| Scenario Probabilities | Probability | Key Feature |
|---|---|---|
| S1: Contained Strike – Quick De-escalation |
20.00% | Ceasefire < 1 week |
| S2: Extended Air Campaign – Forced Negotiation | 25.00% | Weeks-long campaign, Hormuz open |
| S3: Hormuz Disruption – Oil Shock | 15.00% | Partial Strait closure, oil shock |
| S4: Regional Escalation – Multi-Front Proxy War | 15.00% | Multi-front proxy war, Gulf infrastructure |
| S5: Regime Change – Full Transformation | 25.00% | Regime toppled, max uncertainty, then normalize |
This is where I think we are at currently:
| Scenario | Original | Updated | Δ | Rationale |
|---|---|---|---|---|
| S1: Contained Strike – Quick De-escalation |
20% | 5% | ↓↓ | The < 1 week ceasefire window has passed. Effectively off the board. |
| S2: Extended Air Campaign – Forced Negotiation | 25% | 25% | → | Still the most plausible exit ramp — but requires U.S. to manufacture off-ramp with whoever emerges as Iranian leadership. IRGC control complicates negotiation. |
| S3: Hormuz Disruption – Oil Shock | 15% | 28% | ↑↑ | Already exceeded the “partial closure” definition — Hormuz is shut. This scenario has effectively materialized as the current baseline. |
| S4: Regional Escalation – Multi-Front Proxy War | 15% | 20% | ↑ | Hezbollah re-engaged, Houthis back in Red Sea, Gulf infrastructure already hit. Several key features already live. |
| S5: Regime Change – Full Transformation | 25% | 18% | ↓ | Khamenei’s death helps, but the regime is showing institutional durability. IRGC in the driver’s seat means military junta is the more probable “change” outcome — not the democratic transformation this scenario implies. |
Worrisome is the shock from the Strait being effectively closed. Spoke to Parag about this today, and he educated me on other issues with closure of the strait. The oil story is not the full story.
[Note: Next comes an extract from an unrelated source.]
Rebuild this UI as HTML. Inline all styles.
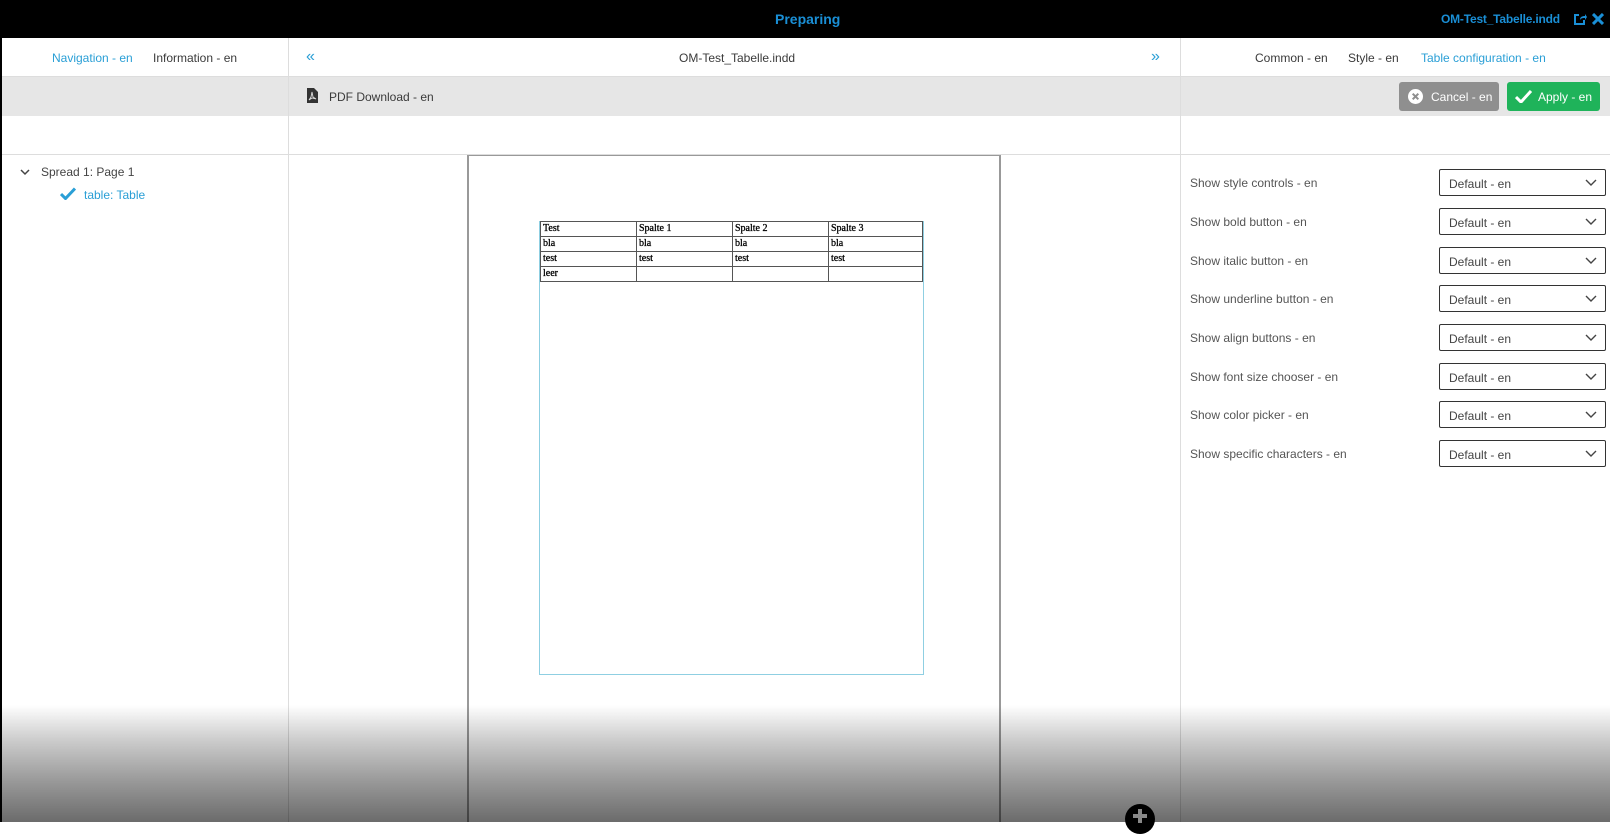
<!DOCTYPE html>
<html><head><meta charset="utf-8"><style>
*{margin:0;padding:0;box-sizing:border-box}
body{width:1610px;height:822px;overflow:hidden;position:relative;background:#fff;font-family:"Liberation Sans",Arial,sans-serif;font-size:12px;color:#3a3a3a}
.a{position:absolute}
.blue{color:#2a9fd6}
.top{left:0;top:0;width:1610px;height:38px;background:#000}
.lbl{white-space:nowrap}
.sel{position:absolute;left:1439px;width:167px;height:27px;border:1px solid #333;border-radius:2px;background:#fff;padding:7px 0 0 9px;color:#444}
.sel svg{position:absolute;right:8px;top:9px}
.lab{position:absolute;left:1190px;color:#555}
table{border-collapse:collapse;font-family:"Liberation Serif",serif;font-size:10px;color:#000;font-weight:bold}
td{border:1px solid #555;height:15px;padding:0 2px;line-height:14px;vertical-align:top;font-weight:normal;-webkit-text-stroke:0.3px #000}
</style></head><body>
<div class="a top"></div>
<div class="a" style="left:775px;top:11px;font-weight:bold;font-size:14px;color:#1a8fd6">Preparing</div>
<div class="a" style="left:1441px;top:12px;font-weight:bold;font-size:12px;color:#1a8fd6;letter-spacing:-0.2px">OM-Test_Tabelle.indd</div>
<svg class="a" style="left:1573px;top:12px" width="14" height="14" viewBox="0 0 14 14"><path d="M6 3H2v9h9V8" fill="none" stroke="#1a8fd6" stroke-width="2"/><path d="M7 8C7 5 9 4 12 4V2l2 3-2 3V6C10 6 8 6 7 8z" fill="#1a8fd6"/></svg>
<svg class="a" style="left:1592px;top:13px" width="12" height="12" viewBox="0 0 12 12"><path d="M1 1L11 11M11 1L1 11" stroke="#1a8fd6" stroke-width="3"/></svg>
<div class="a" style="left:0;top:38px;width:2px;height:784px;background:#000"></div>
<div class="a" style="left:2px;top:38px;width:1608px;height:39px;border-bottom:1px solid #ddd"></div>
<div class="a lbl blue" style="left:52px;top:51px">Navigation - en</div>
<div class="a lbl" style="left:153px;top:51px">Information - en</div>
<div class="a blue" style="left:306px;top:48px;font-size:16px">«</div>
<div class="a lbl" style="left:679px;top:51px">OM-Test_Tabelle.indd</div>
<div class="a blue" style="left:1151px;top:48px;font-size:16px">»</div>
<div class="a lbl" style="left:1255px;top:51px">Common - en</div>
<div class="a lbl" style="left:1348px;top:51px">Style - en</div>
<div class="a lbl blue" style="left:1421px;top:51px">Table configuration - en</div>
<div class="a" style="left:2px;top:77px;width:1608px;height:39px;background:#e6e6e6"></div>
<svg class="a" style="left:307px;top:88px" width="11" height="15" viewBox="0 0 11 15"><path d="M0 0h7l4 4v11H0z" fill="#333"/><path d="M2 12l2-3 1-5 1 5 3 2-4-1z" fill="none" stroke="#ddd" stroke-width="0.9"/></svg>
<div class="a lbl" style="left:329px;top:90px">PDF Download - en</div>
<div class="a" style="left:1399px;top:82px;width:100px;height:29px;background:#8f8f8f;border-radius:3px;color:#fff"><svg class="a" style="left:9px;top:7px" width="15" height="15" viewBox="0 0 16 16"><circle cx="8" cy="8" r="8" fill="#fff"/><path d="M5 5l6 6M11 5l-6 6" stroke="#8f8f8f" stroke-width="2.2"/></svg><span class="a" style="left:32px;top:8px">Cancel - en</span></div>
<div class="a" style="left:1507px;top:82px;width:93px;height:29px;background:#1fb35a;border-radius:3px;color:#fff"><svg class="a" style="left:8px;top:8px" width="17" height="13" viewBox="0 0 17 13"><path d="M1 7l5 5L16 1" fill="none" stroke="#fff" stroke-width="3"/></svg><span class="a" style="left:31px;top:8px">Apply - en</span></div>
<div class="a" style="left:2px;top:154px;width:1608px;height:1px;background:#ddd"></div>
<div class="a" style="left:288px;top:38px;width:1px;height:784px;background:#ddd"></div>
<div class="a" style="left:1180px;top:38px;width:1px;height:784px;background:#ddd"></div>
<svg class="a" style="left:20px;top:169px" width="10" height="7" viewBox="0 0 10 7"><path d="M1 1l4 4 4-4" fill="none" stroke="#444" stroke-width="1.5"/></svg>
<div class="a lbl" style="left:41px;top:165px;color:#444">Spread 1: Page 1</div>
<svg class="a" style="left:60px;top:187px" width="16" height="13" viewBox="0 0 16 13"><path d="M1 7l4.5 4.5L15 1.5" fill="none" stroke="#2a9fd6" stroke-width="3"/></svg>
<div class="a lbl blue" style="left:84px;top:188px">table: Table</div>
<div class="a" style="left:467px;top:155px;width:534px;height:667px;border-left:2px solid #999;border-right:2px solid #999;border-top:1px solid #999;background:#fff"></div>
<div class="a" style="left:539px;top:221px;width:385px;height:454px;border:1px solid #8fcfe2"></div>
<table class="a" style="left:540px;top:221px;width:383px">
<tr><td style="width:96px">Test</td><td style="width:96px">Spalte 1</td><td style="width:96px">Spalte 2</td><td>Spalte 3</td></tr>
<tr><td>bla</td><td>bla</td><td>bla</td><td>bla</td></tr>
<tr><td>test</td><td>test</td><td>test</td><td>test</td></tr>
<tr><td>leer</td><td></td><td></td><td></td></tr>
</table>
<div class="lab" style="top:176px">Show style controls - en</div>
<div class="lab" style="top:215px">Show bold button - en</div>
<div class="lab" style="top:254px">Show italic button - en</div>
<div class="lab" style="top:292px">Show underline button - en</div>
<div class="lab" style="top:331px">Show align buttons - en</div>
<div class="lab" style="top:370px">Show font size chooser - en</div>
<div class="lab" style="top:408px">Show color picker - en</div>
<div class="lab" style="top:447px">Show specific characters - en</div>
<div class="sel" style="top:169px">Default - en<svg width="12" height="8" viewBox="0 0 12 8"><path d="M1 1l5 5 5-5" fill="none" stroke="#444" stroke-width="1.4"/></svg></div>
<div class="sel" style="top:208px">Default - en<svg width="12" height="8" viewBox="0 0 12 8"><path d="M1 1l5 5 5-5" fill="none" stroke="#444" stroke-width="1.4"/></svg></div>
<div class="sel" style="top:247px">Default - en<svg width="12" height="8" viewBox="0 0 12 8"><path d="M1 1l5 5 5-5" fill="none" stroke="#444" stroke-width="1.4"/></svg></div>
<div class="sel" style="top:285px">Default - en<svg width="12" height="8" viewBox="0 0 12 8"><path d="M1 1l5 5 5-5" fill="none" stroke="#444" stroke-width="1.4"/></svg></div>
<div class="sel" style="top:324px">Default - en<svg width="12" height="8" viewBox="0 0 12 8"><path d="M1 1l5 5 5-5" fill="none" stroke="#444" stroke-width="1.4"/></svg></div>
<div class="sel" style="top:363px">Default - en<svg width="12" height="8" viewBox="0 0 12 8"><path d="M1 1l5 5 5-5" fill="none" stroke="#444" stroke-width="1.4"/></svg></div>
<div class="sel" style="top:401px">Default - en<svg width="12" height="8" viewBox="0 0 12 8"><path d="M1 1l5 5 5-5" fill="none" stroke="#444" stroke-width="1.4"/></svg></div>
<div class="sel" style="top:440px">Default - en<svg width="12" height="8" viewBox="0 0 12 8"><path d="M1 1l5 5 5-5" fill="none" stroke="#444" stroke-width="1.4"/></svg></div>
<div class="a" style="left:2px;top:705px;width:1608px;height:117px;background:linear-gradient(to bottom,rgba(0,0,0,0),rgba(0,0,0,0.2) 30%,rgba(0,0,0,0.4) 65%,rgba(0,0,0,0.58))"></div>
<div class="a" style="left:1125px;top:804px;width:30px;height:30px;border-radius:50%;background:#000"></div>
<div class="a" style="left:1138px;top:809px;width:4px;height:14px;background:#888"></div>
<div class="a" style="left:1133px;top:814px;width:14px;height:4px;background:#888"></div>
</body></html>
- Approximately 33% of the world’s fertilizer supply transits Hormuz, with exports from Qatar, Saudi Arabia, the UAE, Iraq and Iran all reliant on the waterway.
- Of all urea exports, 45% come from this region. This is hitting at spring planting season — the worst possible timing for U.S. and global farmers.
- Approximately 20% of global palm oil supply transits Hormuz. The world’s largest standalone sugar refinery — in Dubai — relies on raw cane supplies through the strait. Soybean oil has hit a 2.5-year high.
- Almost half of India’s crude imports and 60% of its natural gas move through Hormuz. South Korea sources roughly 60% of its crude via the same route; Japan relies on it for close to three-quarters of its oil imports.
Key Themes
- The U.S. holds the clock. This operation has already achieved significant strategic objectives — by any reasonable measure, it’s a military success. The question isn’t capability; it’s appetite. A two-week campaign is manageable. Beyond that, the risks — political, military and economic — compound quickly.
- Washington’s calculus will come down to the “3 M’s”: munitions, markets and midterms. Stockpiles of precision munitions are finite. Markets are already flashing warning signs. And in Washington, the political clock is always running. These three constraints, not military capability, will ultimately determine when the U.S. moves toward an exit.
- Iran emerges from this conflict structurally weaker. The elimination of Khamenei, senior IRGC leadership and critical missile infrastructure materially limits Tehran’s ability to export instability. This is the core of our medium-to-long-term bullish view on the Middle East — the region’s biggest disruptor has been defanged.
- The Strait of Hormuz is effectively closed. Roughly 20-25% of global oil supply is in flux. Regional storage capacity can absorb a one- to two-week slowdown (Axios), but the clock is ticking. Every additional day of disruption narrows the margin before structural supply breaks become unavoidable.
- A quick resolution keeps global economic damage contained — but tail risk stays elevated. If this ends in the next two to three weeks, we avoid the worst outcomes. If it doesn’t, the confluence of oil price shock, inflation re-acceleration and financial market stress could hit simultaneously. The global economy has limited buffer right now.
- U.S. markets are the most insulated globally. Shipping continues to serve as a high-conviction geopolitical hedge in portfolios — asymmetric upside in a risk scenario that remains live (i.e., shipping rates increasing to nosebleed rates).